## What is expected
Collect the lines of the entries where "this" shows up.

## Extracted information
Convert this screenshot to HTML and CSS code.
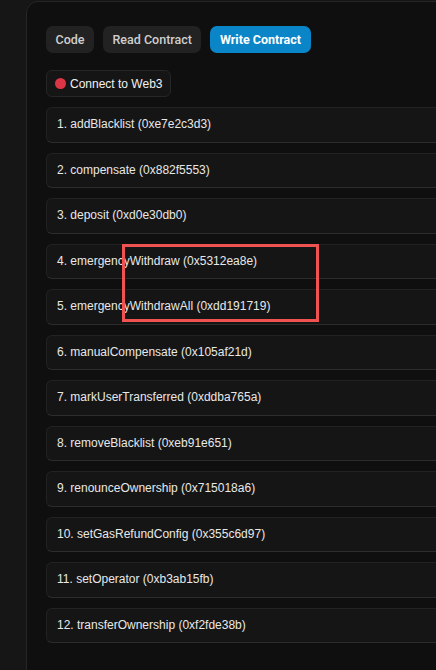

==

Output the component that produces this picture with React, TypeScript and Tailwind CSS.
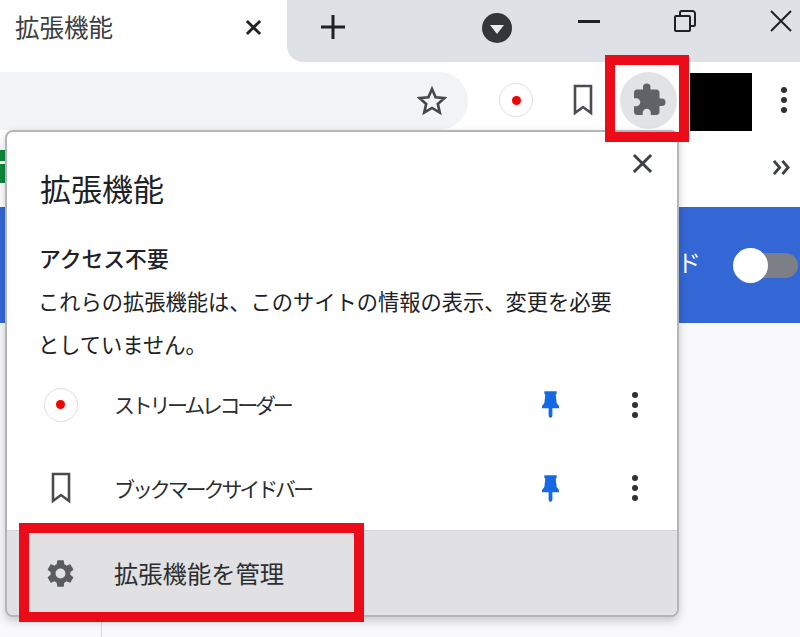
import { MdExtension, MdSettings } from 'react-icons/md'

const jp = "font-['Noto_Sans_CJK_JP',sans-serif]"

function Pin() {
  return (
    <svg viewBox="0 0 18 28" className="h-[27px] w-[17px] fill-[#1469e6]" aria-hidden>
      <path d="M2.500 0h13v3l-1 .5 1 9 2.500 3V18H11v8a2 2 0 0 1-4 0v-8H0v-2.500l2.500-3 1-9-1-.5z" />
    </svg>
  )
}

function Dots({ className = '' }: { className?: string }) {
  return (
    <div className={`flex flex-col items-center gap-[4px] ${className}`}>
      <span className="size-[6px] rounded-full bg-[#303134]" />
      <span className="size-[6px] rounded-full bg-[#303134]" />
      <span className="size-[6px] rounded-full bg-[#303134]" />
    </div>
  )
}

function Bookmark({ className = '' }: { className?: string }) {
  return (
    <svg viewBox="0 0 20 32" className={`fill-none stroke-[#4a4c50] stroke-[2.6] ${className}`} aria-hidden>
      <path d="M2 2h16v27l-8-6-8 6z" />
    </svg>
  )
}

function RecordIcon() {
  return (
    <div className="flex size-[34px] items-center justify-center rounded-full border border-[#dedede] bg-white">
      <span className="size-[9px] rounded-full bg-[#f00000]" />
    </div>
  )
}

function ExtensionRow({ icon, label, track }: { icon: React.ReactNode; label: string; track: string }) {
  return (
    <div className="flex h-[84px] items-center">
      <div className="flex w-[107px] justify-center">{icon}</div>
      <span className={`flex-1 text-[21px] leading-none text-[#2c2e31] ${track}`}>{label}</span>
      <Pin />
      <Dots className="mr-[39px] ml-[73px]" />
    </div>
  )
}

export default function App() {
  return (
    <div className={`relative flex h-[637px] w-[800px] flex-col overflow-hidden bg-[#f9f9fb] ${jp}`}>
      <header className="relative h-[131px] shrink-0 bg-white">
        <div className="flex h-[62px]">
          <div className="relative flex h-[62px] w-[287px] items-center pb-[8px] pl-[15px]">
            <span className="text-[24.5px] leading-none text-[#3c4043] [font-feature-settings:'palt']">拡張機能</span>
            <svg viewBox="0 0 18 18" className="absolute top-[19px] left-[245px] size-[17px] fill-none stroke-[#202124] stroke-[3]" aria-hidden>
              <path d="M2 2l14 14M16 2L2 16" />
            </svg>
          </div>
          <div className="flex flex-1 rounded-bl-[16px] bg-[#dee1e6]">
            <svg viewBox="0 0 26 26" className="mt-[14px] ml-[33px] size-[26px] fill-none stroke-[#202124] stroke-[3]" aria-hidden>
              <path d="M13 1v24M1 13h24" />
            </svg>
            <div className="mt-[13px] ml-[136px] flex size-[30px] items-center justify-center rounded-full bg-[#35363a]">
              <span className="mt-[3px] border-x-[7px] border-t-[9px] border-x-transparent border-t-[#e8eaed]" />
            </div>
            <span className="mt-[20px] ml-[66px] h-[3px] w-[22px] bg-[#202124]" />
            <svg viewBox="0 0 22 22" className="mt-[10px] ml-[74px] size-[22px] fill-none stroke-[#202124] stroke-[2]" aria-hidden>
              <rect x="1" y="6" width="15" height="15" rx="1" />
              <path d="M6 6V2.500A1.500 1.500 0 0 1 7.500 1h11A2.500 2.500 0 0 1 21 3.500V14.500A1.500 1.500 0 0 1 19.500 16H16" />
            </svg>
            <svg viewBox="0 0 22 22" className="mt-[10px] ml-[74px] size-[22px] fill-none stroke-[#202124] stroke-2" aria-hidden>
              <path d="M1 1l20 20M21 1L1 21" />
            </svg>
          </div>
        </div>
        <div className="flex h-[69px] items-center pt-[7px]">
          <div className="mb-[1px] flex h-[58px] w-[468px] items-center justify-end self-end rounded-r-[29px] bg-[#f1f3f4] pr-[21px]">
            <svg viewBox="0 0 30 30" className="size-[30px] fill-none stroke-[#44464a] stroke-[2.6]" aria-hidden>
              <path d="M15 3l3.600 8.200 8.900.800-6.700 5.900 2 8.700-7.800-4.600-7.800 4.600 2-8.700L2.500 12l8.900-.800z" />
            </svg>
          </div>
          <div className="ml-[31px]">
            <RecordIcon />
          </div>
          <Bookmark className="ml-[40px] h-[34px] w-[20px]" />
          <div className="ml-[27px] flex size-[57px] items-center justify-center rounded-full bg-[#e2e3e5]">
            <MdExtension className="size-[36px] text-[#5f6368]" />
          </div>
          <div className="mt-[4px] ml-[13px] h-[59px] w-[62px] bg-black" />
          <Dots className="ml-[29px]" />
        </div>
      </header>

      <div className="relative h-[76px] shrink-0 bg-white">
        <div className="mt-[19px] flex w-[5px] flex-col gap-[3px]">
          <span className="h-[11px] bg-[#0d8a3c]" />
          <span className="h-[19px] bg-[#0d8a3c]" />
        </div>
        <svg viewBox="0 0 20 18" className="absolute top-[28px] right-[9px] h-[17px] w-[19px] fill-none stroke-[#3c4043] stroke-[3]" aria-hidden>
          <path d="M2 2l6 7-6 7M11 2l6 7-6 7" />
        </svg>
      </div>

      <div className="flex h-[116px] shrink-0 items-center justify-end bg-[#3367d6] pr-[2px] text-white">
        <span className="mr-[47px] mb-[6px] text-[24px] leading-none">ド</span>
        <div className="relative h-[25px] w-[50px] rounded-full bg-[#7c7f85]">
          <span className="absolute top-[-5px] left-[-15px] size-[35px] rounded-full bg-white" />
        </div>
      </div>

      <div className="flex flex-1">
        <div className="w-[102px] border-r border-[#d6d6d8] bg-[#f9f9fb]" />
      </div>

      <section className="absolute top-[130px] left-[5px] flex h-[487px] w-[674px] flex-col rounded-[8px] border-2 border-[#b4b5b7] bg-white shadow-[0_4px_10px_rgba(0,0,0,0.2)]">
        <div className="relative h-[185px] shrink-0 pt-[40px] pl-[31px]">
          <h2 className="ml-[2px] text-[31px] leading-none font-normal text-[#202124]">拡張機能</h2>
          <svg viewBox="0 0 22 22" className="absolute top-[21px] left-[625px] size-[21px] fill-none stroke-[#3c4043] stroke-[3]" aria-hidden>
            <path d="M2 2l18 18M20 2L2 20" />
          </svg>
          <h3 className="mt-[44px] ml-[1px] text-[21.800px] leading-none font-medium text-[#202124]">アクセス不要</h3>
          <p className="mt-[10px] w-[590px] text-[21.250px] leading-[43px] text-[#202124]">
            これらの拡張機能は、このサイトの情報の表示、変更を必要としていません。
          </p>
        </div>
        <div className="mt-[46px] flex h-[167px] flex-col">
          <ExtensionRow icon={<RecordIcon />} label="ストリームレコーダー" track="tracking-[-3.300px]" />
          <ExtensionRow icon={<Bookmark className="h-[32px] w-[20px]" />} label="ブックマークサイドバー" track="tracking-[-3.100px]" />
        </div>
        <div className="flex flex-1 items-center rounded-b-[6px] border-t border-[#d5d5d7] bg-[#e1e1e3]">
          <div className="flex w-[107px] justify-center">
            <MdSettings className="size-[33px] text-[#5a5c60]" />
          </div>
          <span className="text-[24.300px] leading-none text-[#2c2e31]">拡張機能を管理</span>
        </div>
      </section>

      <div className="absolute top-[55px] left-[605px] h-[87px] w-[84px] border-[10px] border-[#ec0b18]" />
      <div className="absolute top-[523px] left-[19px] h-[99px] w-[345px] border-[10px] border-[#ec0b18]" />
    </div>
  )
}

## In response
Convert this screenshot to HTML and CSS code.
Output the component that produces this picture with React, TypeScript and Tailwind CSS.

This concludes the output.